Di Simone Fabriziani
Da sempre avvezzo ai rompicapi narrativi dell'anima (a partire dalle sue premiate scritture di Essere John Malkovich, Il ladro di orchidee e Se mi lasci ti cancello), Kaufman firma la sua terza regia dopo il sottovalutatissimo Synecdoche, New York e l'animazione "adulta" di Anomalisa, regalando allo spettatore più fedele della sua opera un nuovo puzzle psicologico degno dell sua fama. Sto pensando di finirla qui segue le tracce narrative del romano omonimo "I'm Thinking of Ending Things" di Ian Reid (qui anche in veste co-produttore), raccontando un viaggio dal sapore metafisico e meta-testuale che mette alla prova l'arguzia dello spettatore seminando indizi e costellando la pellicola di riferimenti letterari, cinematografici, televisivi e musicali.
Sto pensando di finirla qui è a tutti gli effetti un thriller psicologico in cui nulla è come sembra, e dove la relazione amorosa in crisi dei due protagonisti fa da perfetto contraltare al dramma esistenziale del personaggio interpretato da Jessie Buckley: "cosa fare, come agire se sentiamo dentro di noi che non proviamo più nulla nei confronti del nostro partner? sto pensando di finirla qui." Un thriller dell'anima costruito non solo sui volti dei suoi personaggi, ma sopratutto sulle efficaci scenografie: dalla trasandata casa dei genitori di Jake ad una inquietante gelateria sperduta nel bel mezzo di una tormenta di neve, fino al complesso scolastico vuoto in cui si srotola davanti agli occhi il terzo, immaginifico atto narrativo.

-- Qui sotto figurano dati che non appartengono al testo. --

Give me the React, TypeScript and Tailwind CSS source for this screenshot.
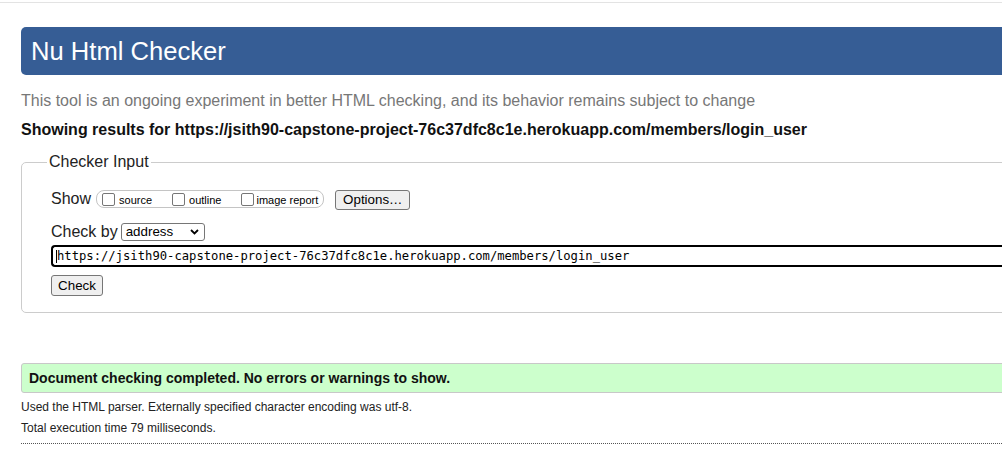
import React from "react";

function Box({ label, gap }: { label: string; gap: string }) {
  return (
    <span className="flex items-center">
      <span className="w-[13px] h-[13px] border border-[#767676] rounded-[2px] bg-white shrink-0" />
      <span className={`${gap} text-[11px] leading-[13px] pt-[3px] text-black`}>{label}</span>
    </span>
  );
}

export default function App() {
  return (
    <div
      className="w-[1002px] h-[472px] overflow-hidden bg-white text-black"
      style={{ fontFamily: '"Liberation Sans", Arial, sans-serif' }}
    >
      <div className="h-[2px]" />
      <div className="h-px bg-[#e3e3e3]" />
      <div className="w-[1300px] pl-[21px]">
        <div className="mt-[24px] h-[48px] bg-[#365d95] rounded-[5px] flex items-center pl-[10px]">
          <span className="text-white text-[25.6px] leading-[30px]">Nu Html Checker</span>
        </div>
        <p className="mt-[17px] text-[16px] leading-[18px] text-[#777]">
          This tool is an ongoing experiment in better HTML checking, and its behavior remains subject to change
        </p>
        <p className="mt-[11px] text-[16px] leading-[18px] font-bold text-[#111]">
          Showing results for https://jsith90-capstone-project-76c37dfc8c1e.herokuapp.com/members/login_user
        </p>

        <fieldset className="mt-[14px] border border-[#cccccc] rounded-[5px] pl-[29px] pt-[19px] pb-[16px]">
          <legend className="-ml-[4px] px-[2px] text-[16px] leading-[18px] text-[#222]">Checker Input</legend>

          <div className="flex items-start">
            <span className="text-[16px] leading-[18px] text-[#222]">Show</span>
            <span className="ml-[5px] h-[18px] flex items-center border border-[#c4c4c4] rounded-[8px] pl-[5px] pr-[5px]">
              <Box label="source" gap="ml-[4px]" />
              <span className="ml-[20px]"><Box label="outline" gap="ml-[4px]" /></span>
              <span className="ml-[20px]"><Box label="image report" gap="ml-[2px]" /></span>
            </span>
            <span className="ml-[11px] w-[75px] h-[20px] flex items-center justify-center border border-[#767676] rounded-[3px] bg-[#efefef] text-[13.33px] leading-[16px]">
              Options…
            </span>
          </div>

          <div className="mt-[13px] flex items-start">
            <span className="text-[16px] leading-[18px] text-[#222]">Check by</span>
            <span className="ml-[3px] w-[84px] h-[18px] flex items-center border border-[#767676] rounded-[3px] bg-white pl-[4px] pr-[4px]">
              <span className="text-[13.33px] leading-[16px] flex-1">address</span>
              <svg width="9" height="6" viewBox="0 0 9 6" className="mr-[1px]">
                <path d="M1 1 L4.5 4.5 L8 1" fill="none" stroke="#000" strokeWidth="1.8" />
              </svg>
            </span>
          </div>

          <div className="mt-[4px] h-[22px] border-2 border-black border-r-0 rounded-l-[4px] flex items-center pl-[4px]">
            <span className="w-px h-[13px] bg-black -ml-[1px]" />
            <span
              className="text-[12.2px] leading-[14px] text-black"
              style={{ fontFamily: '"DejaVu Sans Mono", "Liberation Mono", monospace' }}
            >
              https://jsith90-capstone-project-76c37dfc8c1e.herokuapp.com/members/login_user
            </span>
          </div>

          <div className="mt-[8px] flex">
            <span className="w-[52px] h-[21px] flex items-center justify-center border border-[#767676] rounded-[3px] bg-[#efefef] text-[13.33px] leading-[16px]">
              Check
            </span>
          </div>
        </fieldset>

        <div className="mt-[50px] h-[30px] bg-[#ccffcc] border border-[#c8c8c8] rounded-[3px] flex items-center pl-[7px]">
          <span className="text-[14px] leading-[16px] font-bold text-[#111]">
            Document checking completed. No errors or warnings to show.
          </span>
        </div>
        <p className="mt-[6px] text-[12px] leading-[16px] text-[#222]">
          Used the HTML parser. Externally specified character encoding was utf-8.
        </p>
        <p className="mt-[5px] text-[12px] leading-[16px] text-[#222]">Total execution time 79 milliseconds.</p>
        <div className="mt-[7px] border-t border-dotted border-[#555]" />
      </div>
    </div>
  );
}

Oltre a funzionare egregiamente come dramma esistenziale con colpo di scena finale, Sto pensando di finirla qui è ancora una volta il testamento di come Charlie Kaufman spinga sempre più verso il limite la sua capacità di raccontare per il grande schermo servendosi degli strumenti della meta-testualità: ancor più di Synecdoche, New York, l'adattamento del romanzo di Reid è un'esegesi brillante ed originale di fare cinema servendosi dello stesso cinema preesistente, dei generi cinematografici, della critica accademica della settima arte, delle sue teorie e delle sue analisi, dei meccanismi della narrazione per il grande schermo. In I'm Thinking of Ending Things quindi non è infrequente giocare con il dramma, con la commedia sentimentale, con il thriller, l'horror, con il cinema animato e il musical.
L'ulteriore conferma del talento di Charlie Kaufman come uno dei maestri contemporanei prediletti nella scrittura e nella regia per il cinema, prima che narratore di anime perdute e cuori spezzati.